Because non-thermal neutron detection probability is ~10,000 lower than thermal neutron detection probability the resulting count rate was just 0.02 cps, which is 20 times lower than when using the HDPE moderator.
The resulting neutron spectrum (Fig. 6) still has a thermal neutron peak. This happens because even without the moderator some neutrons thermalize due to their interaction with the environment (e.g. moisture in the air, hydrogen in the wood of the desk, etc.). These thermal neutrons are readily detected while vast majority of the non-thermal neutrons will pass through the detector without being registered.
However, thanks to the long 10 hour acquisition time, some non-thermal neutrons did register forming a tail that spans all the way to 4 MeV energy range. Compared to the thermal neutron spectrum captured using the HDPE moderator (Fig. 4), this is a significant and interesting difference as such tail is just about absent on the spectrum captured using the moderated detector.

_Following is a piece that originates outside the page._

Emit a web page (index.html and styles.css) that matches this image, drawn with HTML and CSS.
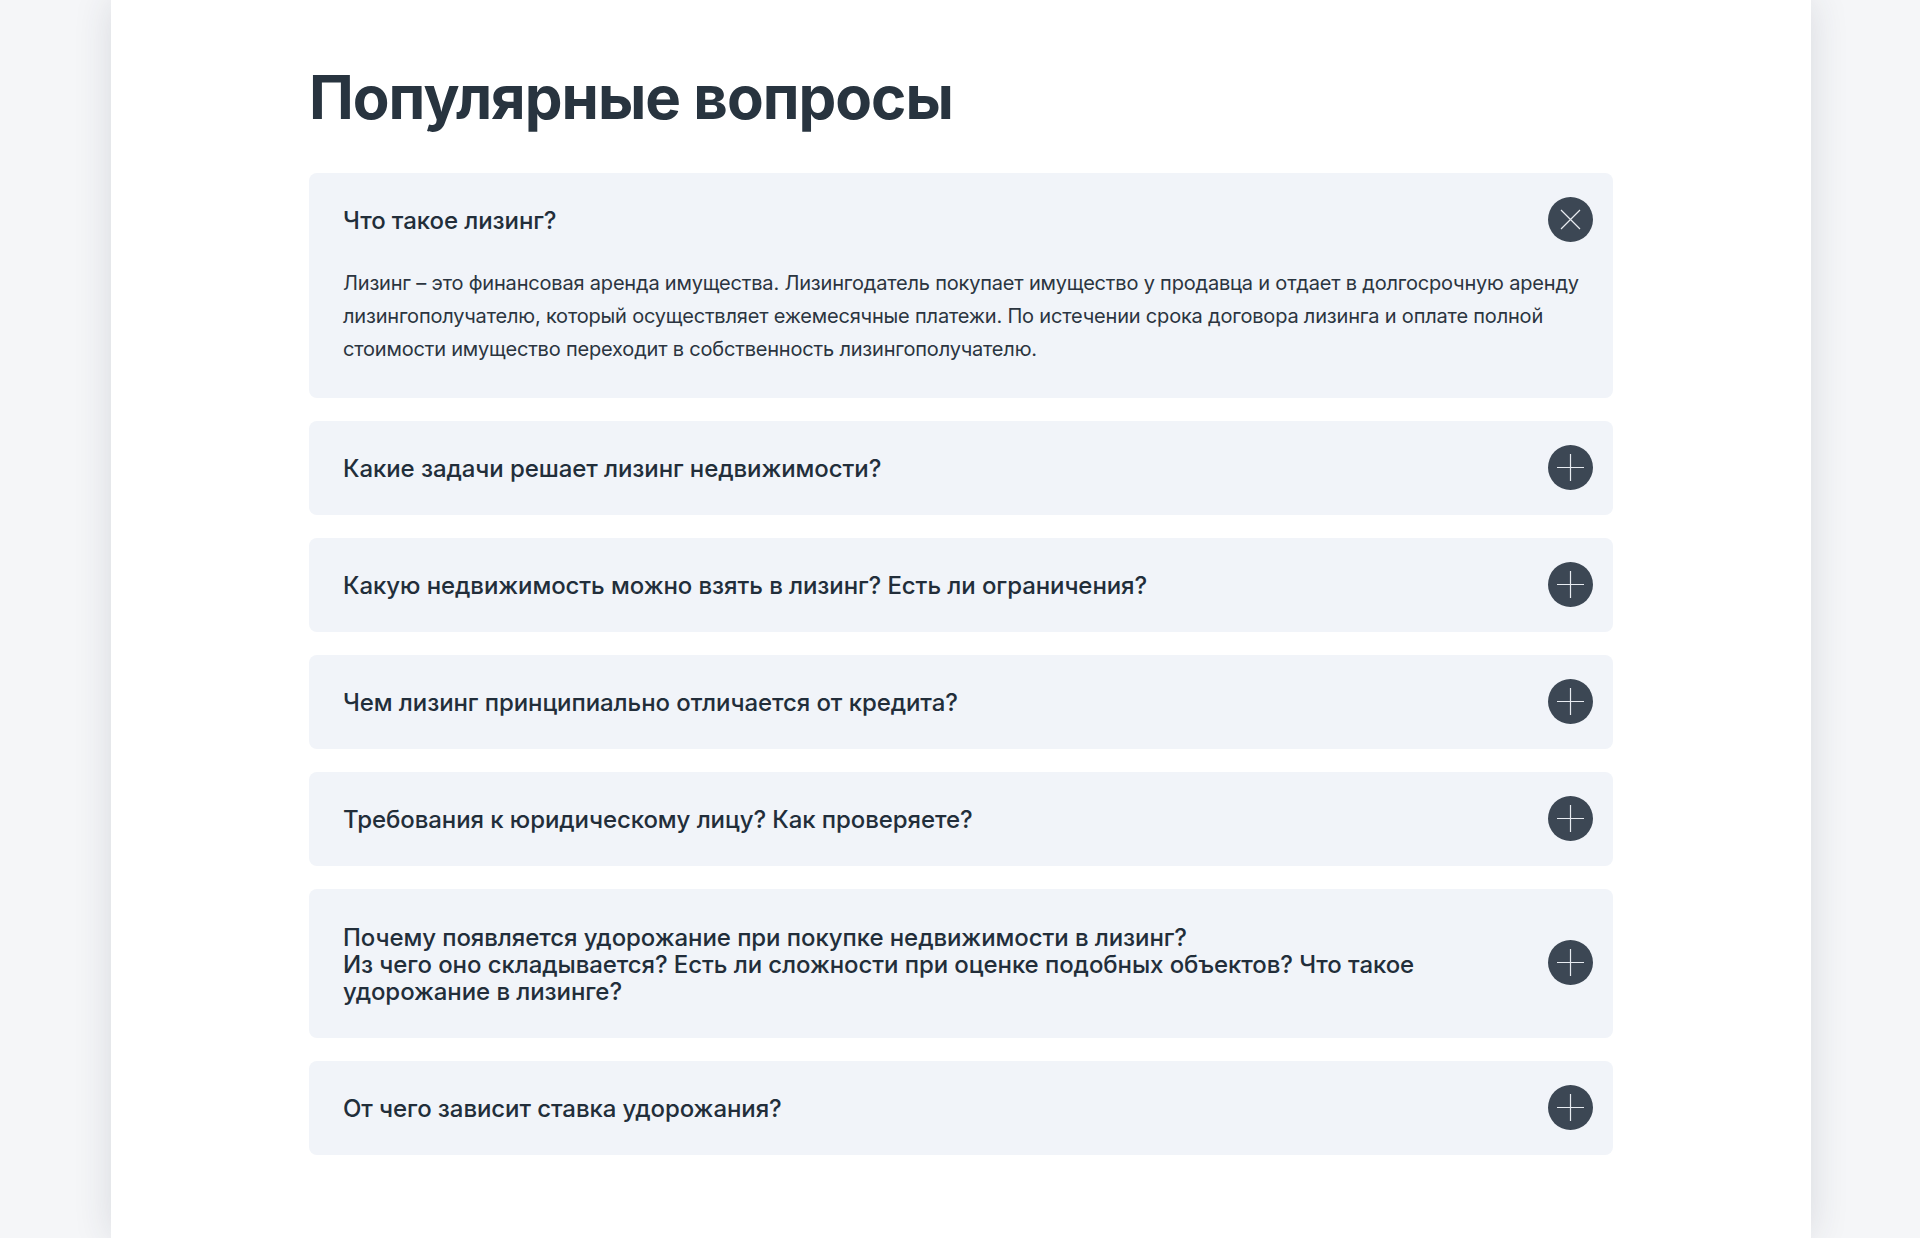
FILE: index.html
```html
<!DOCTYPE html>
<html lang="ru">
<head>
    <meta charset="UTF-8">
    <meta name="viewport" content="width=device-width, initial-scale=1.0">
    <title>Популярные вопросы</title>
    <link rel="stylesheet" href="styles.css">
</head>
<body>
    <main class="page">
        <h1 class="title">Популярные вопросы</h1>
        <div class="faq">
            <div class="faq-item">
                <div class="faq-head">
                    <span class="question">Что такое лизинг?</span>
                    <svg class="toggle toggle-open" viewBox="0 0 45 45"><circle cx="22.5" cy="22.5" r="22.5"/><path d="M13 13 L32 32 M32 13 L13 32"/></svg>
                </div>
                <p class="answer">Лизинг – это финансовая аренда имущества. Лизингодатель покупает имущество у продавца и отдает в долгосрочную аренду лизингополучателю, который осуществляет ежемесячные платежи. По истечении срока договора лизинга и оплате полной стоимости имущество переходит в собственность лизингополучателю.</p>
            </div>
            <div class="faq-item">
                <div class="faq-head">
                    <span class="question">Какие задачи решает лизинг недвижимости?</span>
                    <svg class="toggle" viewBox="0 0 45 45"><circle cx="22.5" cy="22.5" r="22.5"/><path d="M9 22.5 H36 M22.5 9 V36"/></svg>
                </div>
            </div>
            <div class="faq-item">
                <div class="faq-head">
                    <span class="question">Какую недвижимость можно взять в лизинг? Есть ли ограничения?</span>
                    <svg class="toggle" viewBox="0 0 45 45"><circle cx="22.5" cy="22.5" r="22.5"/><path d="M9 22.5 H36 M22.5 9 V36"/></svg>
                </div>
            </div>
            <div class="faq-item">
                <div class="faq-head">
                    <span class="question">Чем лизинг принципиально отличается от кредита?</span>
                    <svg class="toggle" viewBox="0 0 45 45"><circle cx="22.5" cy="22.5" r="22.5"/><path d="M9 22.5 H36 M22.5 9 V36"/></svg>
                </div>
            </div>
            <div class="faq-item">
                <div class="faq-head">
                    <span class="question">Требования к юридическому лицу? Как проверяете?</span>
                    <svg class="toggle" viewBox="0 0 45 45"><circle cx="22.5" cy="22.5" r="22.5"/><path d="M9 22.5 H36 M22.5 9 V36"/></svg>
                </div>
            </div>
            <div class="faq-item">
                <div class="faq-head">
                    <span class="question question-long">Почему появляется удорожание при покупке недвижимости в лизинг?<br>Из чего оно складывается? Есть ли сложности при оценке подобных объектов? Что такое удорожание в лизинге?</span>
                    <svg class="toggle" viewBox="0 0 45 45"><circle cx="22.5" cy="22.5" r="22.5"/><path d="M9 22.5 H36 M22.5 9 V36"/></svg>
                </div>
            </div>
            <div class="faq-item">
                <div class="faq-head">
                    <span class="question">От чего зависит ставка удорожания?</span>
                    <svg class="toggle" viewBox="0 0 45 45"><circle cx="22.5" cy="22.5" r="22.5"/><path d="M9 22.5 H36 M22.5 9 V36"/></svg>
                </div>
            </div>
        </div>
    </main>
</body>
</html>
```

FILE: styles.css
```css
body {
    font-family: Inter, Arial, sans-serif;
    margin: 0;
    padding: 0;
    background-color: #f5f6f8;
    color: #222e3a;
    overflow: hidden;
}
.page {
    width: 1700px;
    height: 1238px;
    box-sizing: border-box;
    margin: 0 0 0 111px;
    padding: 60px 198px 0;
    background-color: white;
    box-shadow: 0 0 36px rgba(40,50,70,0.14);
}
.title {
    margin: 0 0 39px;
    font-size: 60px;
    line-height: 74px;
    font-weight: 700;
    letter-spacing: -1px;
    color: #28343f;
}
.faq {
    display: flex;
    flex-direction: column;
    gap: 23px;
}
.faq-item {
    background-color: #f1f4f9;
    border-radius: 8px;
}
.faq-head {
    display: flex;
    align-items: center;
    justify-content: space-between;
    min-height: 94px;
    padding: 0 20px 0 34px;
    box-sizing: border-box;
}
.question {
    padding-top: 1px;
    font-size: 24px;
    line-height: 27px;
    font-weight: 500;
    letter-spacing: -0.08px;
}
.question-long {
    max-width: 1130px;
    padding: 35px 0 33px;
}
.toggle {
    width: 45px;
    height: 45px;
    margin-top: -2px;
    flex: none;
}
.toggle circle {
    fill: #3c4754;
}
.toggle path {
    stroke: #e8ecf1;
    stroke-width: 1.2;
    fill: none;
}
.answer {
    margin: 0;
    padding: 0 20px 32px 34px;
    font-size: 20px;
    line-height: 33px;
    letter-spacing: -0.19px;
    color: #2b3540;
}
```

Therefore, the LND 25169 detector can be used to detect non-thermal neutrons if the acquisition time is long enough or the neutron source is sufficiently intense. Still one would expect to see a dominant thermal neutron peak unless special care is taken to prevent thermalization, e.g. the source and the detector are located in a vacuum chamber away from hydrogen rich materials, and the environmental neutrons are screened using a Borax castle.
Conclusion
‘Old school’ NIM BIN setups are still useful and the components are still being manufactured. Proportional counter setup comprising an Ortec 142PC preamp coupled to an Ortec 570 shaping amplifier is a ‘golden standard’ for 3He-based neutron detector characterization. A similar setup can be built using the Mirion components such as a Canberra 2006 preamp coupled to a Canberra 2026 shaping amplifier.